What D/S Ratio actually captures

Demand-Supply Ratio measures how many buyers are competing for each available property. Different data providers calculate it slightly differently, but the general formula is:

D/S Ratio = Buyer Interest Signals ÷ Stock on Market

Buyer interest is typically derived from realestate.com.au and Domain search activity (visits per listing, saved searches, enquiry rates). Stock on market is the active listings count.

A D/S of 1.0 means buyer interest and supply are balanced. Above 1.0 means more competition than stock — upward price pressure. Below 1.0 means abundant stock — buyers have leverage.

The bands that matter

  • Under 0.7 — buyer’s market. Stock is sitting. Sellers cutting prices. Prices typically flat or falling.
  • 0.7–1.0 — soft. Balanced-to-weak. Negotiation common.
  • 1.0–1.3 — healthy. Normal functioning market.
  • 1.3–1.8 — strong. Multiple buyers per listing. Upward price pressure within 3-6 months.
  • Above 1.8 — extreme. Bidding wars. Properties selling before inspection. Classic boom signals.

Perth’s northern growth corridor suburbs have been sitting at D/S ratios of 1.6–2.2 through late 2025 — explaining the tight DOM and vendor discount compression.

Why D/S leads price

D/S shows buyer activity before it translates into sales. The mechanism:

  1. Buyers begin searching a suburb (interest rises)
  2. They attend inspections (inquiries rise)
  3. Competition at sale drives prices up (prices finally move)

The lag between rising D/S and rising prices is typically 2-4 months. Watching D/S is watching the future of prices.

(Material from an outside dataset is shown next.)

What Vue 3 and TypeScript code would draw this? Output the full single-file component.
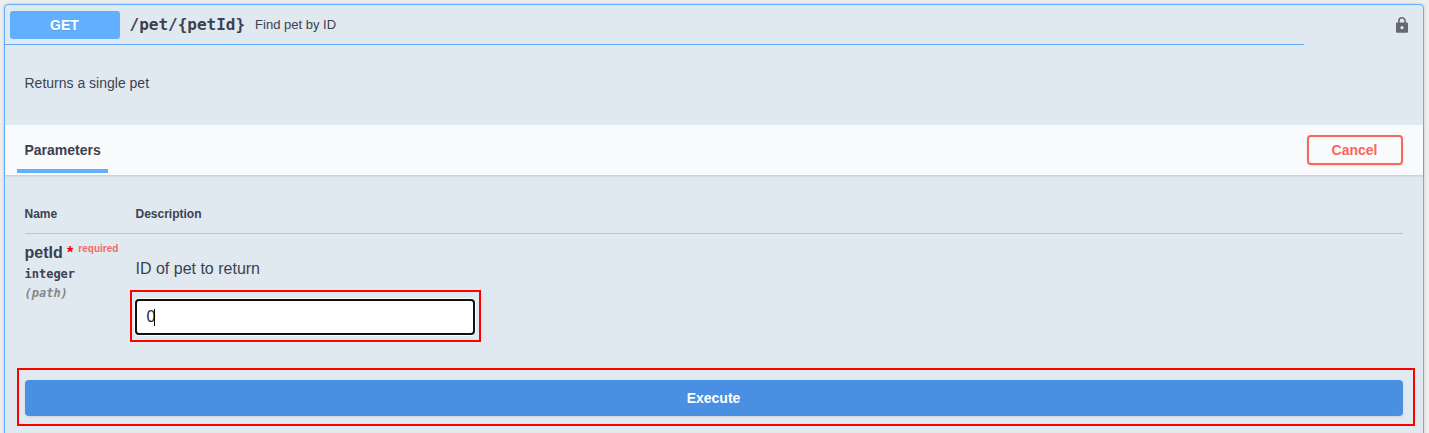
<script setup lang="ts">
import { ref } from 'vue'

const petId = ref('0')
</script>

<template>
  <main class="page">
    <section class="opblock">
      <header class="summary">
        <div class="summary-main">
          <span class="method">GET</span>
          <span class="path">/pet/{petId}</span>
          <span class="summary-text">Find pet by ID</span>
        </div>
        <svg class="lock" viewBox="0 0 16 16" width="16" height="16">
          <path class="shackle" d="M4.9 6V3.9a3.1 3.1 0 0 1 6.2 0V6" />
          <path fill-rule="evenodd" d="M3 5.5h10a1 1 0 0 1 1 1v8.3a1 1 0 0 1-1 1H3a1 1 0 0 1-1-1V6.500a1 1 0 0 1 1-1zM8 9.100a1.600 1.600 0 1 0 0 3.200a1.600 1.600 0 1 0 0-3.200z" />
        </svg>
      </header>
      <p class="note">Returns a single pet</p>
      <div class="section-head">
        <h4 class="tab">Parameters</h4>
        <button class="cancel" type="button">Cancel</button>
      </div>
      <div class="params">
        <div class="row head">
          <span>Name</span>
          <span>Description</span>
        </div>
        <div class="row">
          <div class="name-col">
            <div class="name">petId<span class="star">*</span><span class="required">required</span></div>
            <div class="type">integer</div>
            <div class="in">(path)</div>
          </div>
          <div class="desc-col">
            <p class="desc">ID of pet to return</p>
            <div class="field">
              <span class="value">{{ petId }}</span><span class="caret"></span>
              <span class="mark mark-field"></span>
            </div>
          </div>
        </div>
      </div>
      <div class="execute-wrap">
        <button class="execute" type="button">Execute</button>
        <span class="mark mark-execute"></span>
      </div>
    </section>
  </main>
</template>

<style>
body {
  background: #eeeeee;
}
</style>

<style scoped>
* {
  box-sizing: border-box;
}
.page {
  height: 433px;
  padding: 4px 5px 0 4px;
  overflow: hidden;
  background: #eeeeee;
  color: #3b4151;
  font-family: "Liberation Sans", Arial, sans-serif;
}
.opblock {
  height: 460px;
  border: 1px solid #61affe;
  border-radius: 4px;
  background: #e1e9f0;
  box-shadow: 0 0 3px rgba(0, 0, 0, 0.19);
}
.summary {
  display: flex;
  justify-content: space-between;
  height: 40px;
  padding-right: 13px;
}
.summary-main {
  display: flex;
  align-items: center;
  width: 1299px;
  padding-left: 5px;
  border-bottom: 1px solid #61affe;
}
.method {
  width: 110px;
  height: 28px;
  padding-right: 1px;
  border-radius: 3px;
  background: #61affe;
  color: #fff;
  font-size: 14px;
  font-weight: 700;
  line-height: 28px;
  text-align: center;
  text-shadow: 0 1px 0 rgba(0, 0, 0, 0.1);
}
.path {
  margin-left: 9.5px;
  font: 700 16px/20px "DejaVu Sans Mono", monospace;
}
.summary-text {
  margin-left: 10px;
  font-size: 13px;
}
.lock {
  width: 16px;
  height: 16px;
  margin-top: 12px;
  fill: #65696f;
}
.shackle {
  fill: none;
  stroke: #65696f;
  stroke-width: 1.6;
}
.note {
  height: 80px;
  margin: 0;
  padding: 30px 20px 0 19.5px;
  font-size: 14px;
  line-height: 16px;
}
.section-head {
  display: flex;
  align-items: center;
  justify-content: space-between;
  height: 50px;
  padding: 0 20px 0 12px;
  background: #f9fafc;
  box-shadow: 0 1px 2px rgba(0, 0, 0, 0.15);
}
.tab {
  width: 91px;
  height: 48px;
  margin: 0 0 2px;
  padding-left: 7.5px;
  border-bottom: 4px solid #61affe;
  font-size: 14px;
  line-height: 50px;
}
.cancel {
  width: 96px;
  height: 30px;
  padding: 0 1px 0 0;
  border: 2px solid #f9665d;
  border-radius: 4px;
  background: transparent;
  box-shadow: 0 1px 2px rgba(0, 0, 0, 0.1);
  color: #f9665d;
  font: 700 14px/26px "Liberation Sans", Arial, sans-serif;
}
.params {
  height: 200px;
  padding: 20px 20px 0 19.5px;
}
.row {
  display: grid;
  grid-template-columns: 111px 1fr;
}
.head {
  height: 39px;
  border-bottom: 1px solid #bac3ce;
  font-size: 12px;
  font-weight: 700;
  line-height: 38px;
}
.name-col {
  padding-top: 9px;
}
.name {
  display: flex;
  height: 20px;
  font-size: 16px;
  font-weight: 700;
  line-height: 20px;
}
.star {
  margin-left: 4.4px;
  color: #f00;
}
.required {
  margin-left: 5px;
  color: #f16968;
  font-size: 10px;
  line-height: 12px;
}
.type,
.in {
  font: 700 12px/20px "DejaVu Sans Mono", monospace;
}
.type {
  height: 21px;
  line-height: 22px;
}
.in {
  height: 20px;
  line-height: 18px;
  color: #858789;
  font-style: italic;
}
.desc {
  margin: 25px 0 0;
  height: 40px;
  font-size: 16px;
  line-height: 20px;
}
.field {
  position: relative;
  display: flex;
  align-items: center;
  width: 340px;
  height: 36px;
  margin-left: -0.5px;
  padding-left: 9.5px;
  border: 2px solid #101010;
  border-radius: 4px;
  background: #fff;
  box-shadow: 0 0 0 1px #fafcfd;
  font-size: 16px;
}
.value {
  color: #222733;
  line-height: 18px;
}
.caret {
  width: 1px;
  height: 17px;
  margin-left: -1.4px;
  background: #000;
}
.mark {
  position: absolute;
  border: 2px solid #f00;
  pointer-events: none;
}
.mark-field {
  inset: -11px -8px -9px -7px;
}
.execute-wrap {
  position: relative;
  margin: 5px 20px 0;
}
.execute {
  display: block;
  width: 100%;
  height: 36px;
  padding: 0 1px 0 0;
  border: 0;
  border-radius: 4px;
  background: #4990e2;
  box-shadow: 0 1px 2px rgba(0, 0, 0, 0.1);
  color: #fff;
  font: 700 14px/36px "Liberation Sans", Arial, sans-serif;
}
.mark-execute {
  inset: -12px -12px -10px -8px;
}
</style>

D/S versus “market temperature”

Many property commentators talk about “hot” and “cold” markets qualitatively. D/S is the quantitative version of the same intuition. If you’ve ever heard an agent say “there are 20 buyers waiting”, that’s anecdotal D/S.

What D/S won’t tell you:

  • Buyer quality — are they serious or tyre-kickers?
  • Price sensitivity — are they prepared to pay premiums?
  • Conversion — some suburbs generate enormous interest but low closes

Pair D/S with auction clearance rates and list-to-sale price ratios to distinguish genuine demand from noise.

How D/S changes across cycles

Historical pattern:

  • Upswing start — D/S rises from neutral to 1.3+. Investors who watch this signal buy here.
  • Peak boom — D/S 2.0+. Properties sell same-day. Everyone notices. Prices at top.
  • Cooling — D/S falls back through 1.0 as prices moderate and supply responds.
  • Trough — D/S below 0.7. Properties sitting. Vendor discounts widening.

For investors, the golden window is the early upswing — D/S rising through 1.3 before consensus catches up.

What drives Perth’s current D/S situation

Three factors keeping Perth D/S elevated through 2025-2026:

  • Limited new listings — sellers reluctant to sell when rents are rising faster than prices
  • Interstate buyer influx — 23% of recent Perth purchases are NSW/VIC-funded
  • Structural undersupply — construction hasn’t kept up with population growth

None of these unwind quickly. Interstate investors are effectively buying into a D/S ratio that’s likely to stay elevated through at least 2027.

Using D/S in your research

When evaluating a suburb:

  1. Check current D/S ratio (CoreLogic, SQM, Propertyology)
  2. Compare against 12-month and 36-month averages
  3. Look at direction — rising, flat, or falling
  4. Cross-check against DOM (should be tightening if D/S rising)
  5. Cross-check against Vendor Discounting (should be compressing)

If all five move together in the right direction — D/S rising, DOM tightening, vendor discounts narrowing — the suburb is almost certainly entering a growth phase.